Editor’s note: This story pairs with another titled “NCAA more vulnerable but players still ‘amateurs.’“
Former BYU basketball star Jackson Emery loved playing the NCAA football video games growing up, especially with his buddies every Saturday in high school.
“I would love to see (the video games) come back,” Emery said. “Hopefully they bring them back, and hopefully it opens the conversation on how we can compensate athletes even more.”
The release of new NCAA video games came to a screeching halt in the middle of an ongoing debate over student-athletes receiving a share of revenue the games generate – an argument largely based off time commitment to their sport and its effect on athletes’ futures.
“NCAA Football 14” was the last game to be released before EA Sports found themselves in a legal battle with former players who sued for the use of athletes’ images and likeness in the games. The lawsuit later evolved into the O’Bannon v. NCAA case.
EA Sports, which began the NCAA gaming franchise nearly 20 years ago, entered a $60 million settlement and sent payments to former student-athletes who appeared in both NCAA football and basketball video games between 2003 and 2014.
This was the first time in history college athletes had ever received direct financial compensation, something athletes hoped to accomplish for decades.
“With the NCAA tournaments and EA Sports making good money off of everything athletes were doing, it was good to see some of them getting a little bit of kickback,” Emery said.
Emery was one of several former BYU players who filled out the necessary paperwork and received a check in the mail earlier this year. He recalled his check being around $100-200.

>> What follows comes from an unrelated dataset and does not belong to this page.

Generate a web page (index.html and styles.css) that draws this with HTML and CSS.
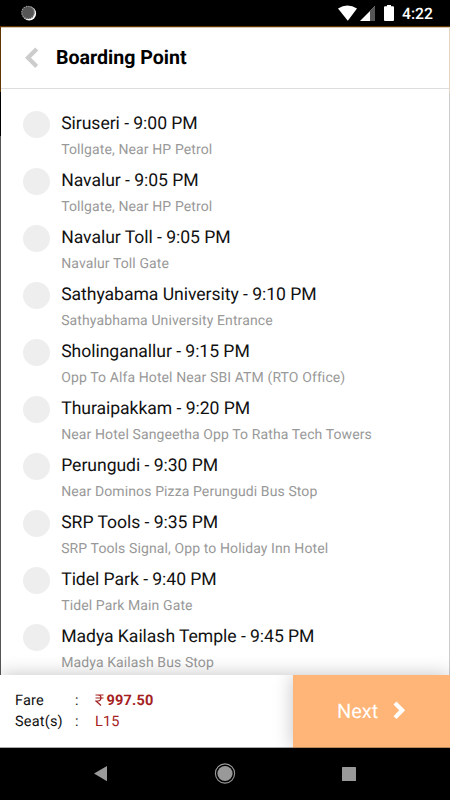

Former BYU defensive back Ben Criddle received just $85.
“I thought to myself, ‘we sacrificed a wonderful video game for a small amount of money,'” the radio host said of his first reaction.
David Nixon, former BYU and NFL linebacker, had similar thoughts.
“Frankly, I personally would rather EA Sports have kept the $200 bucks and still have the game,” Nixon said. “I liked playing the game. I played it with my brother and I enjoyed it.”
Criddle also supported the return of the video games. He argued it was possible to compensate student-athletes without hindering the NCAA’s goal of amateurism.
Criddle said it would be a bad idea to give student-athletes direct financial compensation. Instead, he suggested placing a percentage of game revenue into a fund a player could only access post-graduation to help give them more of an incentive to graduate.
“I completely agree,” Emery said of Criddle’s idea. “If you run the numbers of how many of these student-athletes actually make it to the NBA or NFL or any professional league, it’s very minimal.”
Emery felt fortunate to have found a good job after graduation, but he pointed out that many student-athletes struggle to bounce back after their sport ends.
“People don’t take into account the facts of what happens to athletes,” Emery said. “Especially if they play football and get concussions, their bodies take the toll.”
Though athletes are compensated for tuition, rent, meals, and cost of attendance, it doesn’t add up to what universities, businesses, the NCAA and the media are making off the athletes, Emery said.
“I’m a big advocate of putting money into a retirement fund, a 401k, or a trust fund. We don’t need it immediately. But put it where one day it benefits me and my family and helps my kids go to college,” Emery said.
According to a survey released by the NCAA in 2008, most student-athletes reported the time they spent with their sport was similar to a full-time job, despite the NCAA’s 20-hour-a-week rule.
“I remember practicing on Christmas,” Emery said. “If you take into account film, traveling, practices, individual skill development, any visits to the doctor, or anything basketball related, it was fully taking over your life.”
Nixon remembers forfeiting family trips and outings because of football. He said the “full-time job” occurred not just during the football season, but the off-season too.
“When you have that kind of pressure on you to perform well, where are you going to dedicate your time?” Criddle asked.
Yet, former athletes also understand the other side of the argument.
“I also get the reason why people love collegiate athletics is because athletes aren’t playing for money,” Emery said. “But at the same time, if you aren’t paying the kids right away and you put it in some sort of fund, these kids will play just as hard.”
Former BYU basketball player Noah Hartsock received an $84 check from EA Sports and was happy to see players rewarded for being used in the game.
However, Hartsock wasn’t convinced there would be many changes in the way players are compensated. Athletes in lower profile sports as well as the number of smaller schools’ programs would make it difficult to be completely fair.
“There are so many college athletes. Where do you draw the line?” Harstock asked. “Do you just give (revenue) to bigger schools or share it all throughout?”
Despite what the future holds, Nixon believes the EA Sports settlement and the O’Bannon case were huge steps for college athletes.
“You’ve got some former players who want to help stick up for the college kids and that’s why I think we’re starting to see this movement right now,” Nixon said.
Former athletes aren’t the only ones hoping the NCAA video games will make a comeback. According to an article by CBS Sports, EA’s Chief Competition Officer Peter Moore said he knows they will. It’s only a matter of when.